Every day Poets & Writers Magazine scans the headlines?from publishing reports to academic announcements to literary dispatches?for all the news that creative writers need to know. Here are today's stories:
Shelf Awareness has the latest on the DOJ lawsuit. Its headline, "Justice Department to Book Industry: 'Drop Dead'" echoes the famous New York Daily News coverage of New York City's 1975 fiscal crisis.
Meanwhile, independent publisher Melville House weighs in on the ramifications of the DOJ lawsuit.
Financial analysis website Seeking Alpha reports that Amazon is gearing up its "global expansion."
Poet and critic David Orr details the poetry of parenthood. (NPR)
The New York Times visits the Rare Book School, which takes place each summer at the University of Virginia, gathering hundreds of "librarians, conservators, scholars, dealers, collectors and random book-mad civilians together for weeklong intensive courses."

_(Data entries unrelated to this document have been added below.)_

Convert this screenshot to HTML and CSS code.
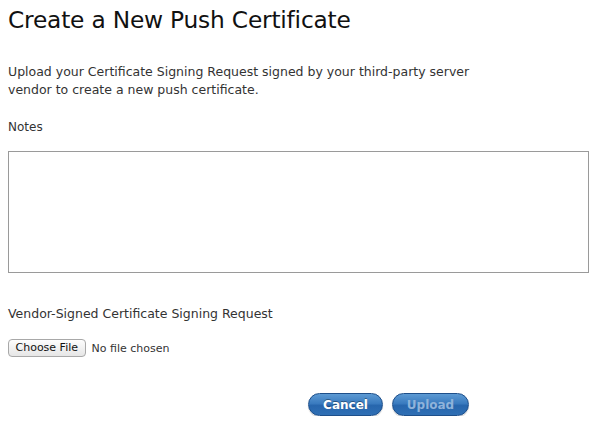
FILE: index.html
```html
<!DOCTYPE html>
<html>
<head>
<meta charset="utf-8">
<link rel="stylesheet" href="styles.css">
</head>
<body>
<div class="page">
  <h1 class="title">Create a New Push Certificate</h1>
  <p class="intro">Upload your Certificate Signing Request signed by your third-party server vendor to create a new push certificate.</p>
  <label class="label notes-label">Notes</label>
  <div class="notes"></div>
  <label class="label csr-label">Vendor-Signed Certificate Signing Request</label>
  <div class="file-row">
    <span class="file-btn">Choose File</span>
    <span class="file-status">No file chosen</span>
  </div>
  <div class="actions">
    <span class="btn">Cancel</span>
    <span class="btn btn-disabled">Upload</span>
  </div>
</div>
</body>
</html>
```
FILE: styles.css
```css
html, body {
  margin: 0;
  padding: 0;
  background: #fff;
}
body {
  font-family: "DejaVu Sans", "Lucida Grande", sans-serif;
  color: #222;
}
.page {
  padding: 0 8px;
  display: flex;
  flex-direction: column;
}
.title {
  margin: 5px 0 0 0;
  font-size: 23.3px;
  font-weight: normal;
  line-height: 30px;
  color: #111;
  letter-spacing: -0.2px;
}
.intro {
  margin: 28px 0 0 0;
  font-size: 12.5px;
  line-height: 18px;
  width: 480px;
  color: #333;
}
.label {
  font-size: 12px;
  line-height: 16px;
  color: #333;
}
.notes-label {
  margin-top: 20px;
}
.notes {
  margin-top: 16px;
  height: 120px;
  width: 579px;
  border: 1px solid #9a9a9a;
  box-sizing: content-box;
}
.csr-label {
  margin-top: 33px;
  font-size: 12.5px;
}
.file-row {
  margin-top: 17px;
  display: flex;
  align-items: center;
  gap: 6px;
  font-size: 11px;
}
.file-btn {
  display: inline-block;
  border: 1px solid #a8a8a8;
  border-radius: 4px;
  background: linear-gradient(#fdfdfd, #e6e6e6);
  padding: 1px 6.5px;
  height: 14px;
  line-height: 14px;
  color: #111;
}
.file-status {
  color: #333;
}
.actions {
  margin-top: 36px;
  display: flex;
  justify-content: flex-start;
  gap: 9px;
  padding-left: 300px;
}
.btn {
  display: inline-block;
  width: 75px;
  height: 23px;
  line-height: 22px;
  text-align: center;
  border-radius: 12px;
  background: linear-gradient(#5d9ad3 0%, #3a7bbf 45%, #2766ad 55%, #2f6fb4 100%);
  border: 1px solid #1e4f8a;
  box-sizing: border-box;
  color: #fff;
  font-size: 12px;
  font-weight: bold;
  text-shadow: 0 -1px 0 rgba(0,0,0,0.35);
  box-shadow: 0 1px 1px rgba(0,0,0,0.2);
}
.btn-disabled {
  width: 77px;
  color: #8fb3da;
  text-shadow: none;
}
```
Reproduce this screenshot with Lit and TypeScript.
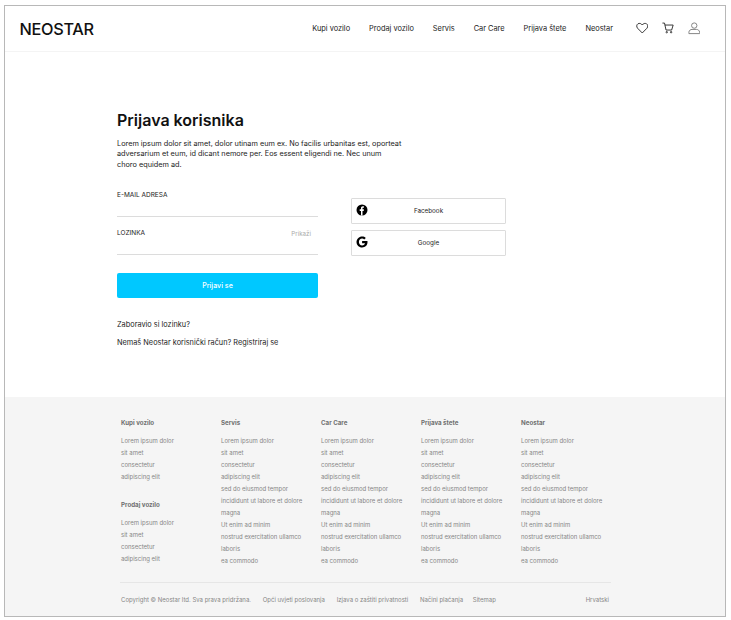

Essayist Sarah Hepola reveals the perils and satisfactions of a five-month solo journey around the country. (Salon)
Rachel Syme examines the literary legacy of Dawn Powell, who shared an editor with Hemingway and Fitzgerald (Maxwell Perkins), and whose original journals, recently up for auction, did not find a buyer. (New Yorker)
Speaking of F. Scott Fitzgerald, Jason Diamond found the real life Daisy Buchanan, who lived in the affluent Chicagoland town of Lake Forest, Illinois, (also hometown to Dave Eggers and Vince Vaughn). (Paris Review Daily)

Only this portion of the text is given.